Afgelopen vrijdag stond er in deze krant een artikel over de banenmarkt in Hengelo. Waar met behulp van een visagist, kapper en stijlconsulent gewerkt werd aan de uitstraling en presentatie van de werkzoekende. Uiteindelijk gaat het om zelfvertrouwen en geloof in jezelf. Dat geloof, denken dat het kan, heeft grote effecten. Een werkgever die gelooft in zijn werknemer, zorgt er automatisch voor dat die medewerker beter presteert. Dit fenomeen heet het pygmalion-effect. Bekend is het onderzoek waarbij een groep leerlingen met hetzelfde IQ verdeeld werd in twee klassen. Tegen de ene leraar werd verteld dat hij de slimme leerlingen had en tegen de ander dat hij leerlingen kreeg van een zeer laag niveau. Wat bleek na verloop van tijd; de zogenaamde slimme leerlingen haalden betere resultaten en gingen met veel plezier naar school. Het positieve beeld van de leraar zorgde ervoor dat hij ze uitdagende opdrachten gaf, en bij fouten opzoek ging naar het waarom.

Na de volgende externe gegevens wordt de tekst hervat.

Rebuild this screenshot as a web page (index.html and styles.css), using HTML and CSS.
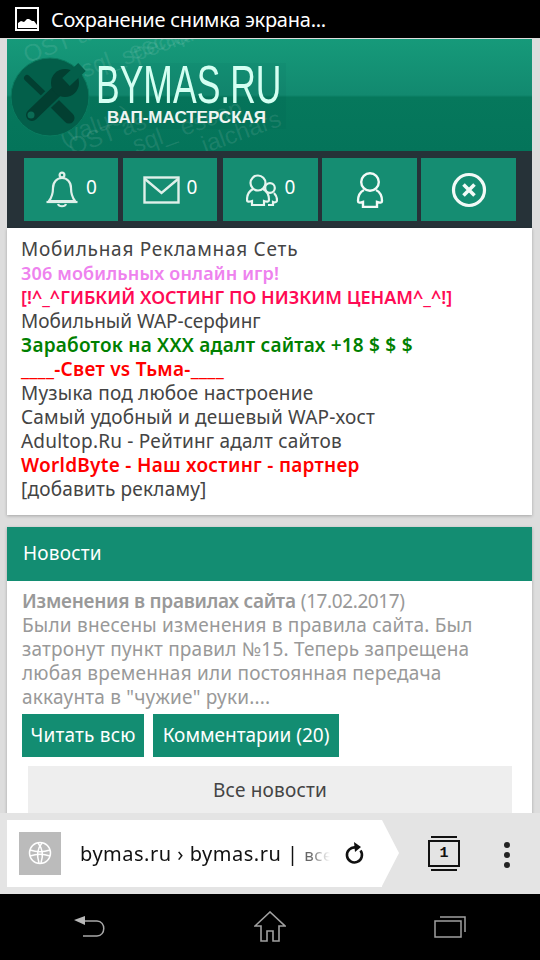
FILE: index.html
```html
<!DOCTYPE html>
<html lang="ru">

<head>
    <meta charset="UTF-8">
    <meta name="viewport" content="width=device-width, initial-scale=1.0">
    <title>BYMAS.RU</title>
    <link rel="stylesheet" href="styles.css">
</head>

<body>
    <div class="phone">
        <!-- status bar -->
        <div class="status-bar">
            <svg class="status-icon" width="24" height="24" viewBox="0 0 24 24">
                <rect x="1" y="1" width="22" height="22" fill="none" stroke="#fff" stroke-width="2" />
                <path d="M3 21v-5l3-2 3 1 3-3 2 0 3 2 2 0 3 4v3z" fill="#fff" />
            </svg>
            <span>Сохранение снимка экрана...</span>
        </div>

        <div class="page">
            <div class="header">
                <div class="banner">
                    <div class="watermark">
                        <span class="wm wm1">OST as</span>
                        <span class="wm wm2">rsql_ escap</span>
                        <span class="wm wm3">specialchars</span>
                        <span class="wm wm4">(value)</span>
                        <span class="wm wm5">OST as</span>
                        <span class="wm wm6">sql_ escap</span>
                        <span class="wm wm7">ialchars</span>
                    </div>
                    <svg class="logo-icon" width="80" height="80" viewBox="0 0 80 80" fill="none" stroke-linecap="round">
                        <circle cx="40" cy="40" r="39" fill="#035f4a" stroke="#0a7c60" />
                        <path d="M17 21L41 44" stroke="#023f31" stroke-width="6" />
                        <path d="M42 44L59 61" stroke="#023f31" stroke-width="11" />
                        <path d="M22 58L49 32" stroke="#035f4a" stroke-width="16" stroke-linecap="butt" />
                        <path d="M22 58L49 32" stroke="#023f31" stroke-width="12" />
                        <circle cx="55" cy="26" r="14" fill="#023f31" />
                        <path d="M56 25L72 10" stroke="#035f4a" stroke-width="11" stroke-linecap="butt" />
                        <circle cx="21" cy="58" r="3.500" fill="#0a6b54" />
                    </svg>
                    <div class="logo-text">
                        <div class="logo-name">BYMAS.RU</div>
                        <div class="logo-sub">ВАП-МАСТЕРСКАЯ</div>
                    </div>
                </div>
                <div class="toolbar">
                    <a class="tool tool-a">
                        <svg width="34" height="38" viewBox="0 0 34 38" fill="none" stroke="#dff0ea" stroke-width="2.200">
                            <circle cx="17" cy="4" r="2.400" />
                            <path d="M4 30c3-4 4-7 4-13 0-6 4-10 9-10s9 4 9 10c0 6 1 9 4 13z" stroke-linejoin="round" />
                            <path d="M1.500 31h31" />
                            <path d="M13 33c1 3 7 3 8 0" />
                        </svg>
                        <span>0</span>
                    </a>
                    <a class="tool tool-b">
                        <svg width="37" height="28" viewBox="0 0 37 28" fill="none" stroke="#dff0ea" stroke-width="2.400">
                            <rect x="1.500" y="1.500" width="34" height="25" />
                            <path d="M2 3l16.500 14L35 3" />
                        </svg>
                        <span>0</span>
                    </a>
                    <a class="tool tool-c">
                        <svg width="32" height="32" viewBox="0 0 32 32" fill="none" stroke="#e6f5ef" stroke-width="2.200">
                            <circle cx="12" cy="9" r="7.500" />
                            <path d="M7 15C3 17 1 21 1 26c0 2 2 2 5 1v4h12v-4c3 1 5 1 5-1 0-5-2-9-6-11" />
                            <circle cx="24" cy="14" r="4.800" />
                            <path d="M22 31h5v-3c2 1 4 0 4-2 0-3-1-5-3-7" />
                        </svg>
                        <span>0</span>
                    </a>
                    <a class="tool tool-d">
                        <svg width="28" height="36" viewBox="0 0 28 36" fill="none" stroke="#f2faf7" stroke-width="2.400">
                            <circle cx="14" cy="10" r="8.800" />
                            <path d="M8 18C4 20 2 24 2 29c0 2 2 2 5 1v5h14v-5c3 1 5 1 5-1 0-5-2-9-6-11" />
                        </svg>
                    </a>
                    <a class="tool tool-e">
                        <svg width="36" height="36" viewBox="0 0 36 36" fill="none" stroke="#f2faf7" stroke-width="3.200">
                            <circle cx="18" cy="18" r="15.500" />
                            <path d="M12.500 12.500l11 11M23.500 12.500l-11 11" stroke-width="3.600" />
                        </svg>
                    </a>
                </div>
            </div>

            <div class="card ads">
                <a class="ad ad-first">Мобильная Рекламная Сеть</a>
                <a class="ad ad-violet">306 мобильных онлайн игр!</a>
                <a class="ad ad-pink">[!^_^ГИБКИЙ ХОСТИНГ ПО НИЗКИМ ЦЕНАМ^_^!]</a>
                <a class="ad ad-tight">Мобильный WAP-серфинг</a>
                <a class="ad ad-green">Заработок на ХХХ адалт сайтах +18 $ $ $</a>
                <a class="ad ad-red">____-Свет vs Тьма-____</a>
                <a class="ad">Музыка под любое настроение</a>
                <a class="ad">Самый удобный и дешевый WAP-хост</a>
                <a class="ad">Adultop.Ru - Рейтинг адалт сайтов</a>
                <a class="ad ad-red">WorldByte - Наш хостинг - партнер</a>
                <a class="ad">[добавить рекламу]</a>
            </div>

            <div class="card news">
                <div class="news-title">Новости</div>
                <div class="news-body">
                    <p class="news-text"><b>Изменения в правилах сайта</b> <span class="news-date">(17.02.2017)</span><br>
                        Были внесены изменения в правила сайта. Был<br>
                        затронут пункт правил №15. Теперь запрещена<br>
                        любая временная или постоянная передача<br>
                        аккаунта в "чужие" руки....</p>
                    <div class="news-buttons">
                        <a class="btn btn-read">Читать всю</a>
                        <a class="btn btn-comments">Комментарии (20)</a>
                    </div>
                    <a class="all-news">Все новости</a>
                </div>
            </div>
        </div>

        <!-- browser address bar -->
        <div class="address-bar">
            <div class="url-box">
                <div class="favicon">
                    <svg width="24" height="24" viewBox="0 0 24 24" fill="none" stroke="#fff" stroke-width="1.500">
                        <circle cx="12" cy="12" r="10.500" />
                        <path d="M2 9c6 2 14 2 20 0M2 15c6-2 14-2 20 0" />
                        <path d="M14 2c-5 6-5 14-3 20M10 2c5 6 5 14 3 20" />
                    </svg>
                </div>
                <div class="url-text">bymas.ru › bymas.ru | <span class="url-rest">все новости</span></div>
                <svg class="reload" width="22" height="24" viewBox="0 0 22 24" fill="none">
                    <path d="M16.500 9.500a7.500 7.500 0 1 1-5-3" stroke="#111" stroke-width="2.600" />
                    <path d="M10 1l7 5-6 5z" fill="#111" />
                </svg>
            </div>
            <div class="tab-count">
                <div class="tab-line"></div>
                <div class="tab-box">1</div>
                <div class="tab-line"></div>
            </div>
            <div class="menu-dots">
                <i></i><i></i><i></i>
            </div>
        </div>

        <!-- android buttons -->
        <div class="nav-bar">
            <svg width="32" height="24" viewBox="0 0 32 24" fill="none">
                <path d="M8 6h15c9 0 9 15 0 15H9" stroke="#a8a8a8" stroke-width="1.500" />
                <path d="M0 5l11-4v9z" fill="#b8b8b8" />
            </svg>
            <svg width="32" height="32" viewBox="0 0 32 32" fill="none" stroke="#a0a0a0" stroke-width="1.600">
                <path d="M1 15L16 1l15 14h-6v15h-6V20h-6v10H7V15z" />
            </svg>
            <svg width="32" height="24" viewBox="0 0 32 24" fill="none" stroke="#a0a0a0" stroke-width="1.500">
                <rect x="1" y="6" width="26" height="16" />
                <path d="M6 2h25v15" />
            </svg>
        </div>
    </div>
</body>

</html>
```

FILE: styles.css
```css
html, body {
    margin: 0;
    padding: 0;
}

body {
    font-family: "Noto Sans", "Open Sans", sans-serif;
    font-size: 19px;
    letter-spacing: 0.2px;
    background-color: #ddd;
}

a {
    text-decoration: none;
    color: inherit;
}

.phone {
    width: 540px;
    height: 960px;
    display: flex;
    flex-direction: column;
    overflow: hidden;
}

.status-bar {
    height: 38px;
    flex: none;
    background-color: #000;
    color: #fff;
    display: flex;
    align-items: center;
    gap: 12px;
    padding-left: 15px;
    font-size: 20px;
    letter-spacing: -0.25px;
    white-space: nowrap;
}

.status-icon {
    flex: none;
}

.page {
    flex: 1;
    min-height: 0;
    overflow: hidden;
    padding: 1px 8px 0 7px;
    background-color: #ddd;
}

.header {
    background-color: #263238;
}

.banner {
    position: relative;
    height: 112px;
    overflow: hidden;
    display: flex;
    align-items: center;
    gap: 0;
    padding-left: 3px;
    background: linear-gradient(#169a7a 0%, #12896f 50%, #06785c 52%, #04745a 100%);
}

.watermark {
    position: absolute;
    top: 0;
    left: 0;
    right: 0;
    bottom: 0;
    color: rgba(255, 255, 255, 0.1);
    font-family: "Liberation Sans", sans-serif;
    font-size: 24px;
    letter-spacing: 0;
    white-space: nowrap;
}

.wm {
    position: absolute;
    transform: rotate(-20deg);
    transform-origin: 0 100%;
}

.wm1 { left: 22px; top: 2px; }
.wm2 { left: 72px; top: 19px; }
.wm3 { left: 120px; top: 4px; }
.wm4 { left: 58px; top: 84px; }
.wm5 { left: 67px; top: 94px; }
.wm6 { left: 131px; top: 92px; }
.wm7 { left: 200px; top: 92px; }

.logo-icon {
    position: relative;
    flex: none;
    margin-top: 4px;
}

.logo-text {
    position: relative;
    margin-top: 2px;
    padding: 0 6px;
    background-color: rgba(0, 60, 50, 0.05);
    width: 196px;
    box-sizing: border-box;
}

.logo-name {
    font-family: "Liberation Sans", sans-serif;
    font-size: 53px;
    line-height: 44px;
    letter-spacing: 0;
    color: #d4fff2;
    white-space: nowrap;
    transform: scaleX(0.67);
    transform-origin: 0 50%;
}

.logo-sub {
    font-family: "Liberation Sans", sans-serif;
    font-weight: bold;
    font-size: 17px;
    line-height: 22px;
    letter-spacing: 0;
    padding-left: 11px;
    color: #eef5f2;
    white-space: nowrap;
}

.toolbar {
    display: flex;
    height: 63px;
    padding: 7px 0;
    margin-left: 17px;
}

.tool {
    background-color: #158d72;
    color: #fff;
    display: flex;
    align-items: center;
    justify-content: center;
    gap: 7px;
    font-size: 19px;
    letter-spacing: 0;
    width: 94px;
    height: 63px;
    flex: none;
    margin-right: 5px;
}

.tool-c {
    margin-left: 1px;
    width: 95px;
    margin-right: 4px;
}

.tool-d {
    width: 95px;
    margin-right: 4px;
}

.tool-e {
    width: 95px;
    margin-right: 0;
}

.tool span {
    margin-top: -6px;
}

.card {
    background-color: #fff;
    box-shadow: 0 1px 3px rgba(0, 0, 0, 0.25);
}

.ads {
    margin-top: 0;
    padding: 9px 14px 14px;
    margin-bottom: 12px;
}

.ad {
    display: block;
    height: 24px;
    line-height: 24px;
    color: #444;
    white-space: nowrap;
}

.ad-first {
    letter-spacing: 0.75px;
}

.ad-tight {
    letter-spacing: 0;
}

.ad-violet {
    color: #ee82ee;
    font-size: 18px;
    font-weight: 600;
    letter-spacing: 0.15px;
}

.ad-pink {
    color: #ff0a54;
    font-size: 18px;
    font-weight: 600;
    letter-spacing: 0;
}

.ad-green {
    color: #008000;
    font-weight: 600;
    letter-spacing: 0.23px;
}

.ad-red {
    color: #ff0000;
    font-weight: 600;
    letter-spacing: 0.27px;
}

.news-title {
    height: 54px;
    line-height: 52px;
    background-color: #138d72;
    color: #fff;
    padding-left: 16px;
}

.news-body {
    padding: 8px 20px 0 15px;
}

.news-text {
    margin: 0;
    line-height: 24px;
    color: #999;
    white-space: nowrap;
}

.news-text b {
    font-weight: 600;
    letter-spacing: -0.25px;
}

.news-date {
    letter-spacing: -0.4px;
}

.news-buttons {
    display: flex;
    gap: 9px;
    margin-top: 5px;
}

.btn {
    height: 43px;
    line-height: 43px;
    background-color: #138d72;
    color: #fff;
    text-align: center;
    white-space: nowrap;
}

.btn-read {
    width: 122px;
}

.btn-comments {
    width: 186px;
    letter-spacing: 0;
}

.all-news {
    display: block;
    margin: 9px 0 0 6px;
    height: 49px;
    line-height: 49px;
    background-color: #eee;
    color: #444;
    text-align: center;
}

.address-bar {
    height: 81px;
    flex: none;
    position: relative;
    display: flex;
    align-items: center;
    background-color: #e4e4e4;
    padding-left: 7px;
}

.url-box {
    width: 375px;
    height: 67px;
    margin-top: -1px;
    background-color: #fff;
    display: flex;
    align-items: center;
    position: relative;
    padding-left: 12px;
    box-sizing: border-box;
}

.url-box::after {
    content: "";
    position: absolute;
    left: 100%;
    top: 0;
    border-left: 17px solid #fff;
    border-top: 33.500px solid transparent;
    border-bottom: 33.500px solid transparent;
}

.favicon {
    width: 42px;
    height: 43px;
    flex: none;
    background-color: #bbb;
    display: flex;
    align-items: center;
    justify-content: center;
}

.url-text {
    margin-left: 19px;
    width: 250px;
    flex: none;
    overflow: hidden;
    white-space: nowrap;
    color: #111;
    font-size: 20px;
    letter-spacing: 0.5px;
    -webkit-mask-image: linear-gradient(to right, #000 92%, transparent 100%);
    mask-image: linear-gradient(to right, #000 92%, transparent 100%);
}

.url-rest {
    color: #666;
    font-size: 17px;
}

.reload {
    flex: none;
    margin-left: 14px;
}

.tab-count {
    margin-left: 46px;
    width: 32px;
    display: flex;
    flex-direction: column;
    align-items: center;
    gap: 2px;
    margin-top: -1px;
}

.tab-line {
    width: 26px;
    height: 2px;
    background-color: #111;
}

.tab-box {
    width: 28px;
    height: 23px;
    border: 2px solid #111;
    text-align: center;
    font-family: "Liberation Mono", monospace;
    font-weight: bold;
    font-size: 15px;
    letter-spacing: 0;
    line-height: 23px;
    color: #111;
}

.menu-dots {
    margin-left: 44px;
    display: flex;
    flex-direction: column;
    gap: 4px;
    margin-top: 2px;
}

.menu-dots i {
    display: block;
    width: 6px;
    height: 6px;
    border-radius: 50%;
    background-color: #222;
}

.nav-bar {
    height: 66px;
    flex: none;
    background-color: #000;
    display: flex;
    align-items: center;
    justify-content: space-between;
    padding: 0 74px;
}
```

De andere leerkracht had zich bij de situatie neergelegd en interpreteerde een fout als ‘ zie je wel, ze leren het nooit, met alle gevolgen vandien. De moraal van dit verhaal: schenk je werknemers vertrouwen. Of het nu boerenzoons of stadsjochies zijn, dat vertrouwen betaalt zich vanzelf terug.